Kyle Bruckmann - Wrack (Red Toucan);|
Kyle Bruckmann Ernesto Diaz-Infante, John Shiurba, Karen Stackpole - Grand Mal (Barely Auditable/Pax Recordings)
Oboist Kyle Bruckmann's Wrack is a showcase for his work as a composer and arranger, which mines a neo-Third Stream vein with results sometimes resembling early Dave Douglas. Bruckmann's charts have a stately melancholy that suits the somber front line of oboe, trombone and viola. But things are always just a step away from boiling over: with live-wire drummer Tim Daisy in the band things are never going to get too cozy, and he drops in a few nifty surprises, such as the pots-and-pans opening to “Gearshifts & Parentheticals” and the vehement odd-meter groove of “Elegy for a Boiled Frog,” which comes straight out of the Vandermark 5 bag. Bruckmann's main turn as an improvising soloist comes on the sad, sinuous dance of “Extenuating Circumstances”; more often he plays an ensemble role, leaving solo duties to trombonist Jeb Bishop (who's in great form on “Sins of Omission”) and violist Jen Clare Paulson. The disc's hero, though, is Daisy, who really lets fly on some of these tracks. The drummer sits out the closer, though, a very pretty, through-composed arrangement of Ornette Coleman's “Lonely Woman” that harkens back to the days when Ornette was being championed by George Schuller and John Lewis.

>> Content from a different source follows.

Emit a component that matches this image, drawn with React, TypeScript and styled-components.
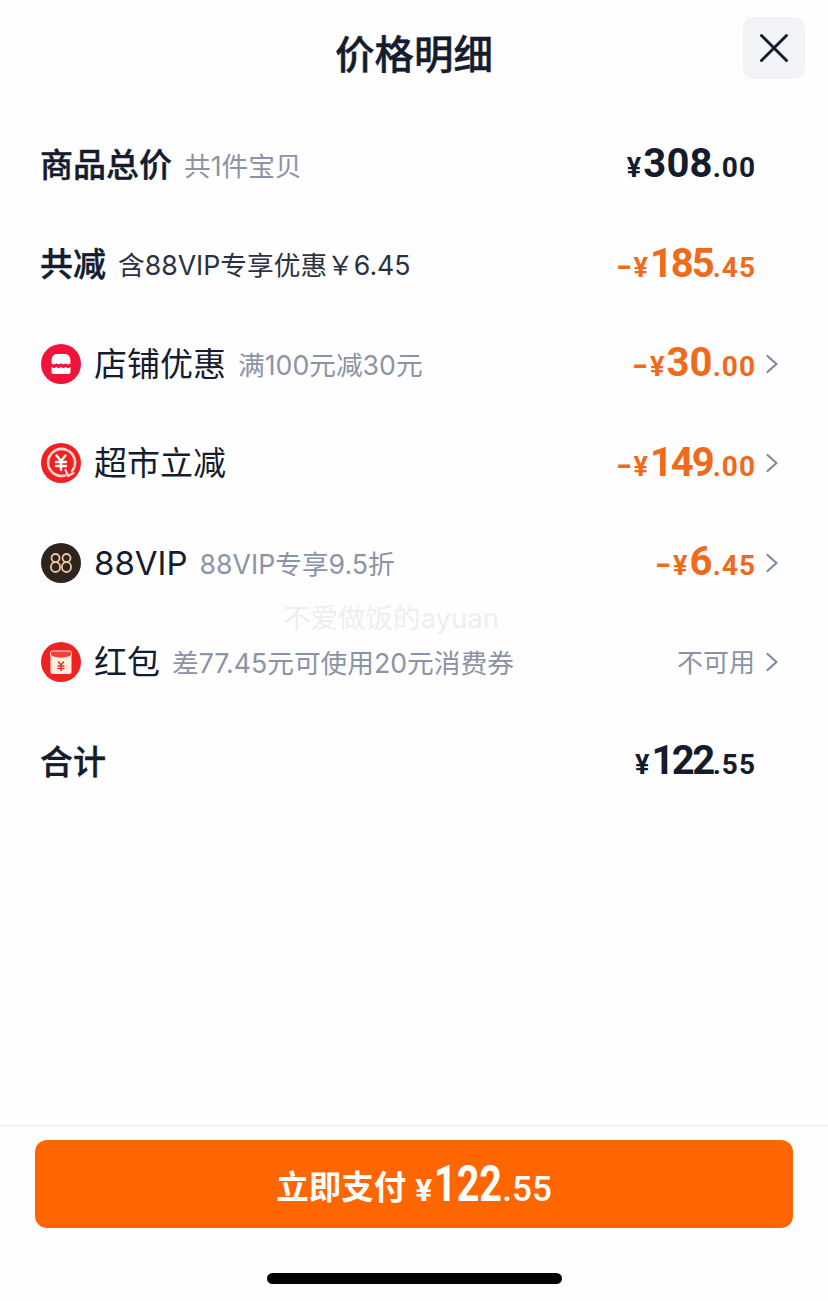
import styled, { createGlobalStyle } from 'styled-components'
import { ReactNode } from 'react'

const cjk = `"Noto Sans CJK SC", "Noto Sans", sans-serif`
const latin = `Inter, "Noto Sans CJK SC", sans-serif`
const digits = `Roboto, "Liberation Sans", sans-serif`

const GlobalStyle = createGlobalStyle`
  html, body { margin: 0; padding: 0; background: #fff; }
  * { box-sizing: border-box; }
`

const Page = styled.div`
  position: relative;
  width: 828px;
  height: 1301px;
  display: flex;
  flex-direction: column;
  background: #fefefe;
  color: #141c2e;
  font-family: ${cjk};
  overflow: hidden;
`

const Header = styled.header`
  height: 115px;
  display: grid;
  grid-template-columns: 62px 1fr 62px;
  padding: 17px 23px 0 23px;
  align-items: start;
`

const Title = styled.h1`
  grid-column: 2;
  margin: 0;
  height: 70px;
  line-height: 70px;
  text-align: center;
  font-size: 39.5px;
  font-weight: 500;
  -webkit-text-stroke: 0.4px #141c2e;
`

const CloseButton = styled.button`
  grid-column: 3;
  width: 62px;
  height: 62px;
  padding: 0;
  border: 0;
  border-radius: 10px;
  background: #f1f3f6;
  display: flex;
  align-items: center;
  justify-content: center;
`

const Rows = styled.div`
  flex: 1;
  display: flex;
  flex-direction: column;
`

const Row = styled.div`
  height: 99.5px;
  padding: 0 73px 0 41px;
  display: flex;
  align-items: center;
`

const Badge = styled.svg`
  width: 40px;
  height: 40px;
  margin-right: 13px;
  flex: none;
`

const Label = styled.span<{ $strong?: boolean }>`
  font-family: ${latin};
  font-size: 33px;
  line-height: 40px;
  font-weight: ${p => (p.$strong ? 500 : 400)};
  margin-left: ${p => (p.$strong ? -1 : 0)}px;
  -webkit-text-stroke: ${p => (p.$strong ? '0.4px #141c2e' : '0')};
  white-space: nowrap;
`

const Note = styled.span<{ $dark?: boolean }>`
  margin-left: 12px;
  padding-top: 2px;
  font-family: ${latin};
  font-size: 26.7px;
  line-height: 36px;
  color: ${p => (p.$dark ? '#2a3242' : '#8a94a6')};
  white-space: nowrap;
`

const Right = styled.div`
  margin-left: auto;
  position: relative;
  display: flex;
  align-items: center;
`

const Amount = styled.span<{ $orange?: boolean }>`
  display: inline-flex;
  align-items: baseline;
  padding-top: 3px;
  font-family: ${digits};
  font-weight: 700;
  color: ${p => (p.$orange ? '#f06a1c' : '#141c2e')};
`

const Minus = styled.span`
  display: inline-block;
  font-size: 32px;
  line-height: 44px;
  margin: 0 3px 0 1px;
  transform: scaleX(1.35);
`

const Sign = styled.span`
  font-size: 27px;
  line-height: 44px;
  margin-right: 2px;
`

const Whole = styled.span<{ $tight?: number }>`
  font-size: 40px;
  line-height: 44px;
  letter-spacing: ${p => p.$tight ?? 0.2}px;
`

const Cents = styled.span`
  font-size: 28px;
  line-height: 44px;
  font-weight: 700;
  letter-spacing: 1px;
  margin-right: -1px;
`

const Chevron = styled.svg`
  position: absolute;
  left: calc(100% + 10px);
  top: 50%;
  width: 14px;
  height: 20px;
  margin-top: -10px;
`

const Unavailable = styled.span`
  padding-bottom: 3px;
  font-size: 26px;
  line-height: 36px;
  color: #8a94a6;
`

const Watermark = styled.div`
  position: absolute;
  left: 283px;
  top: 600px;
  font-family: ${latin};
  font-size: 27.5px;
  line-height: 36px;
  color: rgba(214, 218, 226, 0.45);
  pointer-events: none;
`

const Footer = styled.footer`
  height: 176px;
  border-top: 1px solid #e6e7ea;
  padding: 14px 35px 0;
  display: flex;
  flex-direction: column;
  align-items: center;
`

const PayButton = styled.button`
  width: 758px;
  height: 88px;
  border: 0;
  border-radius: 12px;
  background: #ff6600;
  color: #fff;
  font-family: ${cjk};
  font-size: 32.5px;
  font-weight: 700;
  display: flex;
  align-items: center;
  justify-content: center;
`

const PayPrice = styled.span`
  display: inline-flex;
  align-items: baseline;
  margin-left: 9px;
  font-family: ${digits};
  font-weight: 700;
`

const PaySign = styled.span`
  font-size: 32px;
  margin-right: 2px;
`

const PayWhole = styled.span`
  display: inline-block;
  font-size: 50px;
  margin: 0 -9px;
  transform: scaleX(0.79);
`

const PayCents = styled.span`
  font-size: 35px;
  font-weight: 500;
`

const HomeBar = styled.div`
  width: 295px;
  height: 11px;
  margin-top: 45px;
  border-radius: 6px;
  background: #000;
`

const Price = ({ whole, cents, minus, tight }: { whole: string; cents: string; minus?: boolean; tight?: number }) => (
  <Amount $orange={minus}>
    {minus && <Minus>-</Minus>}
    <Sign>¥</Sign>
    <Whole $tight={tight}>{whole}</Whole>
    <Cents>.{cents}</Cents>
  </Amount>
)

const More = () => (
  <Chevron viewBox="0 0 14 20" fill="none" stroke="#7f8a9e" strokeWidth="2.2" strokeLinecap="round" strokeLinejoin="round">
    <path d="M2.5 2l9 8-9 8" />
  </Chevron>
)

const ShopIcon = () => (
  <Badge viewBox="0 0 40 40">
    <circle cx="20" cy="20" r="20" fill="#f0143c" />
    <path d="M10.500 17c0-4.500 2.500-7 5.500-7h8c3 0 5.500 2.500 5.500 7v2.500c-2 1.200-3.400 1.200-4.800-.3-1.500 1.500-3.100 1.500-4.700 0-1.600 1.500-3.200 1.500-4.700 0-1.400 1.500-2.800 1.500-4.800.3z" fill="#fff" />
    <path d="M10.500 23c2 1.300 3.200 1.300 4.800 0 1.600 1.300 3.100 1.300 4.700 0 1.600 1.300 3.100 1.300 4.700 0 1.600 1.300 2.800 1.300 4.800 0v5c0 1.200-.8 2-2 2h-15c-1.200 0-2-.8-2-2z" fill="#fff" />
  </Badge>
)

const RebateIcon = () => (
  <Badge viewBox="0 0 40 40">
    <circle cx="20" cy="20" r="20" fill="#ee2223" />
    <path d="M31 28A13.500 13.500 0 1 0 24 32.500" fill="none" stroke="#fbd5d0" strokeWidth="2.600" strokeLinecap="round" />
    <path d="M24.500 27l2.500 6 5.500-3" fill="none" stroke="#fbd5d0" strokeWidth="2.200" strokeLinecap="round" strokeLinejoin="round" />
    <path d="M15.500 12.500l4.500 5.500 4.500-5.500M15 19h10M15 23h10M20 18v9" fill="none" stroke="#fff" strokeWidth="2.400" strokeLinecap="round" strokeLinejoin="round" />
  </Badge>
)

const VipIcon = () => (
  <Badge viewBox="0 0 40 40">
    <circle cx="20" cy="20" r="20" fill="#2e231e" />
    <g fill="none" stroke="#e8c6a0" strokeWidth="1.800">
      <rect x="10.500" y="11" width="8" height="8" rx="4" />
      <rect x="10" y="19" width="9" height="10" rx="4.500" />
      <rect x="21.500" y="11" width="8" height="8" rx="4" />
      <rect x="21" y="19" width="9" height="10" rx="4.500" />
    </g>
  </Badge>
)

const PacketIcon = () => (
  <Badge viewBox="0 0 40 40">
    <circle cx="20" cy="20" r="20" fill="#ee2223" />
    <rect x="9.500" y="9" width="21" height="23" rx="2" fill="#fdeedd" />
    <path d="M9.500 11c0-1.200.8-2 2-2h17c1.200 0 2 .8 2 2v2.500c-6 3.500-15 3.500-21 0z" fill="#f4403a" stroke="#fdeedd" strokeWidth="1" />
    <path d="M17.500 20l2.500 3 2.500-3M17 24h6M17 26.500h6M20 23v5.500" fill="none" stroke="#e0322e" strokeWidth="1.400" strokeLinecap="round" />
  </Badge>
)

const DetailRow = ({ children, right, more }: { children: ReactNode; right: ReactNode; more?: boolean }) => (
  <Row>
    {children}
    <Right>
      {right}
      {more && <More />}
    </Right>
  </Row>
)

export default function App() {
  return (
    <Page>
      <GlobalStyle />
      <Header>
        <Title>价格明细</Title>
        <CloseButton aria-label="关闭">
          <svg width="30" height="30" viewBox="0 0 30 30" fill="none" stroke="#141c2e" strokeWidth="3" strokeLinecap="round">
            <path d="M2.500 2.500l25 25M27.500 2.500l-25 25" />
          </svg>
        </CloseButton>
      </Header>
      <Rows>
        <DetailRow right={<Price whole="308" cents="00" />}>
          <Label $strong>商品总价</Label>
          <Note>共1件宝贝</Note>
        </DetailRow>
        <DetailRow right={<Price minus whole="185" cents="45" tight={-2} />}>
          <Label $strong>共减</Label>
          <Note $dark>含88VIP专享优惠￥6.45</Note>
        </DetailRow>
        <DetailRow more right={<Price minus whole="30" cents="00" />}>
          <ShopIcon />
          <Label>店铺优惠</Label>
          <Note>满100元减30元</Note>
        </DetailRow>
        <DetailRow more right={<Price minus whole="149" cents="00" tight={-2} />}>
          <RebateIcon />
          <Label>超市立减</Label>
        </DetailRow>
        <DetailRow more right={<Price minus whole="6" cents="45" />}>
          <VipIcon />
          <Label>88VIP</Label>
          <Note>88VIP专享9.5折</Note>
        </DetailRow>
        <DetailRow more right={<Unavailable>不可用</Unavailable>}>
          <PacketIcon />
          <Label>红包</Label>
          <Note>差77.45元可使用20元消费券</Note>
        </DetailRow>
        <DetailRow right={<Price whole="122" cents="55" tight={-2.5} />}>
          <Label $strong>合计</Label>
        </DetailRow>
      </Rows>
      <Watermark>不爱做饭的ayuan</Watermark>
      <Footer>
        <PayButton>
          立即支付
          <PayPrice>
            <PaySign>¥</PaySign>
            <PayWhole>122</PayWhole>
            <PayCents>.55</PayCents>
          </PayPrice>
        </PayButton>
        <HomeBar />
      </Footer>
    </Page>
  )
}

On Grand Mal, a set of free improvisations recorded in January
2002, Bruckmann is in the company of three Bay Area players, guitarists
John Shiurba and Ernesto Diaz-Infante and percussionist Karen
Stackpole. The ten improvisations are pithy expositions of sonic
texture and color. This is the kind of improvisation that starts with
its premisses already in place, rather than with a period of searching
for them: on each track a musical situation is quickly and confidently
outlined, explored, and rounded-off, sometimes in as little as two
minutes. In addition to oboe, Bruckmann plays English horn and the
Chinese suona on this date, though the feral sounds he gets out of
them make the exact choice of instrument almost immaterial. On some
tracks he squawks and clucks in a manner reminiscent of Zorn's classic
duck-call period, but his specialty is the multiphonic exploration of a
single held note: the results of this kind of sonic incision are not as
visceral as they can be on soprano saxophone (see Stéphane Rives'
Fibres for a good, recent example), but Bruckmann nonetheless
gets under the skin through sheer, demented persistence, notably on the
magnificent “Catatonic Posturing II”. Strong stuff.